There are three components of a SAS program with syntax rules as follows:
- Statements can begin and stop anywhere, and there should be a semicolon at the end of every line as the end mark.
- Multiple statements can lie on the same line in which each statement ends with a semicolon.
- The components in a SAS program can be separated by using space.
- Every SAS program must end with RUN statement.
SAS Data Set
- Length of a Variable name can be up to 32 characters.
- A variable name will be without blank.
- A variable name must start with any character (not case sensitive)or an underscore (_).
- A variable name can include number excepting its first character.
- Variable names are case insensitive.
- The name of a SAS Data Set can be prefixed with a library name which makes it a permanent Data Set such that it will be persisted even after the session get over.
- A single word after the DATA statement indicates a temporary data set name by which a data set gets erased at session end.
- If a SAS data set name get erased then SAS creates a data set whose name gets generated by SAS like (DATA1, DATA2, etc.)
5. What is PDV?
PDV (Program Data Vector) represents a logical area of memory that is formed at the time of DATA step processing and can also be created by the MERGE, SET, MODIFY or UPDATE statements in Data Step. It is a storage place where SAS builds the Data Set by reading one observation at a time. An input buffer is created during the compilation phase which holds a record from an external file.
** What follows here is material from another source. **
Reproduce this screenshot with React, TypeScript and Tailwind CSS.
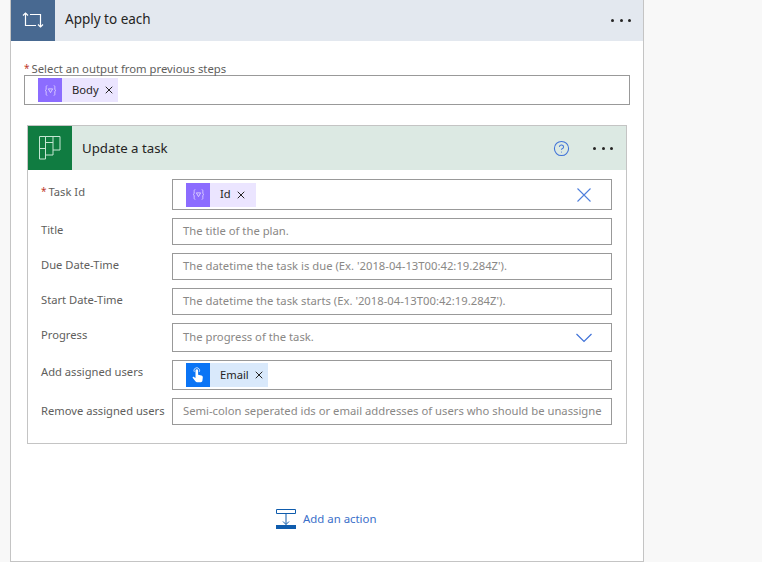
import { CircleHelp, X } from "lucide-react"
import type { ReactNode } from "react"

function VarIcon() {
  return (
    <svg width="13" height="13" viewBox="0 0 12 12" fill="none" stroke="#d9ccff" strokeWidth="0.9">
      <path d="M3 1.500c-1 0-1 .7-1 1.600v1.500C2 5.500 1.500 6 1 6c.5 0 1 .5 1 1.400v1.500c0 .9 0 1.600 1 1.600" />
      <path d="M9 1.500c1 0 1 .7 1 1.600v1.500c0 .9.5 1.400 1 1.400-.5 0-1 .5-1 1.400v1.500c0 .9 0 1.600-1 1.600" />
      <path d="M4 4.500h4L6 8z" />
    </svg>
  )
}

function TouchIcon() {
  return (
    <svg width="14" height="17" viewBox="0 0 14 17" fill="white">
      <path d="M4.500 3.500a1.300 1.300 0 0 1 2.600 0v4.200l3.300.9c1 .3 1.500 1 1.400 2l-.4 3.200c-.1.800-.7 1.400-1.600 1.400H6c-.6 0-1-.2-1.400-.7L1.800 11c-.5-.7.3-1.600 1.100-1.100l1.600 1.100z" />
      <path d="M3.300 4.800a2.800 2.800 0 1 1 5 0" fill="none" stroke="white" strokeWidth="0.8" />
    </svg>
  )
}

function Token({ label, kind }: { label: string; kind: "variable" | "trigger" }) {
  const isVar = kind === "variable"
  return (
    <div className={`flex h-6 min-w-[70px] items-center ${isVar ? "bg-[#ebe5ff]" : "bg-[#d9e9fb]"}`}>
      <div className={`flex h-6 w-6 items-center justify-center ${isVar ? "bg-[#8c6cff]" : "bg-[#0a74f5]"}`}>
        {isVar ? <VarIcon /> : <TouchIcon />}
      </div>
      <span className="ml-[10px] text-[11.200px] text-[#252423]">{label}</span>
      <X className="ml-[4px] mr-[3px] h-[12px] w-[12px] text-[#252423]" strokeWidth={2} />
    </div>
  )
}

function Required() {
  return <span className="mr-[2px] align-[1px] text-[10px] text-[#c0392b]">*</span>
}

function Row({
  label,
  required,
  boxClass,
  labelClass,
  children,
}: {
  label: string
  required?: boolean
  boxClass: string
  labelClass: string
  children: ReactNode
}) {
  return (
    <div className="flex">
      <div className={`w-[144px] shrink-0 whitespace-nowrap pl-[13px] text-[11.200px] leading-4 text-[#605e5c] ${labelClass}`}>
        {required && <Required />}
        {label}
      </div>
      <div className={`flex w-[440px] items-center border border-[#999999] bg-white ${boxClass}`}>{children}</div>
    </div>
  )
}

function Placeholder({ text }: { text: string }) {
  return <span className="whitespace-nowrap pl-[10px] text-[11.280px] text-[#8a8886]">{text}</span>
}

function Dots() {
  return (
    <div className="flex gap-[5.500px]">
      <span className="h-[3px] w-[3px] rounded-full bg-[#252423]" />
      <span className="h-[3px] w-[3px] rounded-full bg-[#252423]" />
      <span className="h-[3px] w-[3px] rounded-full bg-[#252423]" />
    </div>
  )
}

export default function App() {
  return (
    <div className="h-[562px] w-[762px] overflow-hidden bg-[#f8f8f8] pl-[10px] font-['Noto_Sans','Open_Sans',sans-serif]">
      <div className="flex h-[562px] w-[634px] flex-col border-r border-b border-l border-[#c4c4c4] bg-white">
        {/* Apply to each header */}
        <div className="flex h-[41px] shrink-0 items-center bg-[#e3e8ef]">
          <div className="flex h-[41px] w-[44px] items-center justify-center bg-[#486991]">
            <svg width="22" height="18" viewBox="0 0 22 18" fill="none" stroke="white" strokeWidth="1.200">
              <path d="M3.500 1V13.500H14" />
              <path d="M1 3.500 3.500 1 6 3.500" />
              <path d="M8 2.500H18.500V15" />
              <path d="M16 12.500 18.500 15 21 12.500" />
            </svg>
          </div>
          <span className="ml-[10px] pb-[2px] text-[13.500px] text-[#252423]">Apply to each</span>
          <div className="ml-auto mr-[12px]">
            <Dots />
          </div>
        </div>

        {/* Select an output */}
        <div className="mt-[21px] pl-[13px]">
          <div className="h-[13px] whitespace-nowrap text-[11.300px] leading-[13px] text-[#605e5c]">
            <Required />
            Select an output from previous steps
          </div>
          <div className="flex h-[30px] w-[606px] items-center border border-[#999999] pl-[13px]">
            <Token label="Body" kind="variable" />
          </div>
        </div>

        {/* Update a task */}
        <div className="ml-[16px] mt-[20px] h-[319px] w-[600px] border border-[#c4c4c4]">
          <div className="flex h-[44px] items-center bg-[#dce9e3]">
            <div className="flex h-[44px] w-[44px] items-center justify-center bg-[#107c41]">
              <svg width="24" height="26" viewBox="0 0 24 26" fill="none" stroke="#c5e6d3" strokeWidth="1">
                <path d="M1.500 1.500h6v22.500h-6zM1.500 13.500h6M7.500 1.500H15V20H7.500zM7.500 7.500H15M15 1.500h7V15h-7" />
              </svg>
            </div>
            <span className="ml-[10px] pt-[1px] text-[13.250px] text-[#252423]">Update a task</span>
            <CircleHelp className="ml-auto mr-[23px] h-[17px] w-[17px] text-[#3f72d8]" strokeWidth={1.500} />
            <div className="mr-[13px]">
              <Dots />
            </div>
          </div>

          <div className="flex flex-col pt-[9px]">
            <Row label="Task Id" required boxClass="h-[31px] pl-[13px]" labelClass="pt-[4px]">
              <Token label="Id" kind="variable" />
              <svg className="ml-auto mr-[20px]" width="14" height="14" viewBox="0 0 14 14" fill="none" stroke="#4f7fdc" strokeWidth="1.100">
                <path d="M.5.500l13 13M13.500.500l-13 13" />
              </svg>
            </Row>
            <div className="mt-[8px]">
              <Row label="Title" boxClass="h-[27px]" labelClass="pt-[4px]">
                <Placeholder text="The title of the plan." />
              </Row>
            </div>
            <div className="mt-[8px]">
              <Row label="Due Date-Time" boxClass="h-[27px]" labelClass="pt-[4px]">
                <Placeholder text="The datetime the task is due (Ex. '2018-04-13T00:42:19.284Z')." />
              </Row>
            </div>
            <div className="mt-[8px]">
              <Row label="Start Date-Time" boxClass="h-[27px]" labelClass="pt-[4px]">
                <Placeholder text="The datetime the task starts (Ex. '2018-04-13T00:42:19.284Z')." />
              </Row>
            </div>
            <div className="mt-[8px]">
              <Row label="Progress" boxClass="h-[29px]" labelClass="pt-[4px]">
                <Placeholder text="The progress of the task." />
                <svg className="ml-auto mr-[19px]" width="16" height="10" viewBox="0 0 16 10" fill="none" stroke="#3f72d8" strokeWidth="1.200">
                  <path d="M.5 1 8 8.500 15.500 1" />
                </svg>
              </Row>
            </div>
            <div className="mt-[8px]">
              <Row label="Add assigned users" boxClass="h-[30px] pl-[13px]" labelClass="pt-[4px]">
                <Token label="Email" kind="trigger" />
              </Row>
            </div>
            <div className="mt-[8px]">
              <Row label="Remove assigned users" boxClass="h-[27px]" labelClass="pt-[5px]">
                <Placeholder text="Semi-colon seperated ids or email addresses of users who should be unassigne" />
              </Row>
            </div>
          </div>
        </div>

        {/* Add an action */}
        <div className="mt-[64px] flex items-center pl-[264px]">
          <svg width="22" height="22" viewBox="0 0 22 22" fill="none" stroke="#0f5cad" strokeWidth="1">
            <path d="M1.500 1.500h19v4h-19zM11 5.500v11M8 13.500l3 3 3-3" />
            <path d="M1 17h20v4H1z" fill="#0f5cad" stroke="none" />
          </svg>
          <span className="ml-[6px] text-[11.400px] text-[#3b6fc9]">Add an action</span>
        </div>
      </div>
    </div>
  )
}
There are two types of variables encountered for every DATA step:
- Permanent (Data Set and computed variables)
- Temporary (Automatically generated and Option defined)
6. How many data types in SAS ?
SAS consists of two data types: Character and Numeric. Apart from these, dates also exists as characters although there are implicit functions to work upon dates.
7. What are _N_ and _Error_ in SAS?
_N_ and _Error_ are the temporary variables in SAS that gets generated automatically by the DATA step processing.
8. Difference between PROC MEANS and PROC SUMMARY.
- PROC MEANS produces a printable output by default while a PROC SUMMARY statement requires a PRINT option.
- PROC MEANS procedure produces default statistics (N, Mean, Standard Deviation, Minimum and Maximum) while PROC SUMMARY procedure provides the values _type_, _freq_, and _stat_.
9. Differences between One-to-One Merging and Match Merging.
- One-to-one merging combines observations from multiple data sets into a single observation in a new SAS data set while Match-merging does this process according to the values of a common variable.
- One-to-one merging uses the MERGE statement without BY statement while Match-merging use BY statement at just after the MERGE statement.
- One-to-one merging is suitable for matching observations while Match-merge is suitable if the observations do not match.
10. How to create a permanent SAS data set?
To create a permanent SAS data file:
- Define a SAS library using the LIBNAME statement and assign an engine.
- Write the data. Assign both the library (other than work) and the name of data set for creating a permanent SAS data set.
11. List the error types that SAS recognizes.
These are the following error types that SAS recognizes:
- Syntax errors occur when programming statements do not confirm the rules of SAS language. These errors are detected at the compile time.
- Semantic errors occur when the language element is correct but might not be valid for a particular usage. These errors are detected at the compile time.
- Execution-time occurs when SAS tries to execute a program and execution fails. These errors are detected at the execution time.
- Data errors occur by the invalid data values and get detected at the time of execution.
- Macro-related errors occur by the incorrect use of the macro facility and get detected at the execution time or macro compile time.
12. What do Input and Put function do?
Input function performs Character to numeric conversion.
put function performs Numeric to character conversion.
13. What is SAS language?
is a computer programming language used for statistical analysis that can read data from common spreadsheets and databases and outputs the statistical analysis result in tables, graphs, and as RTF, HTML, and PDF documents.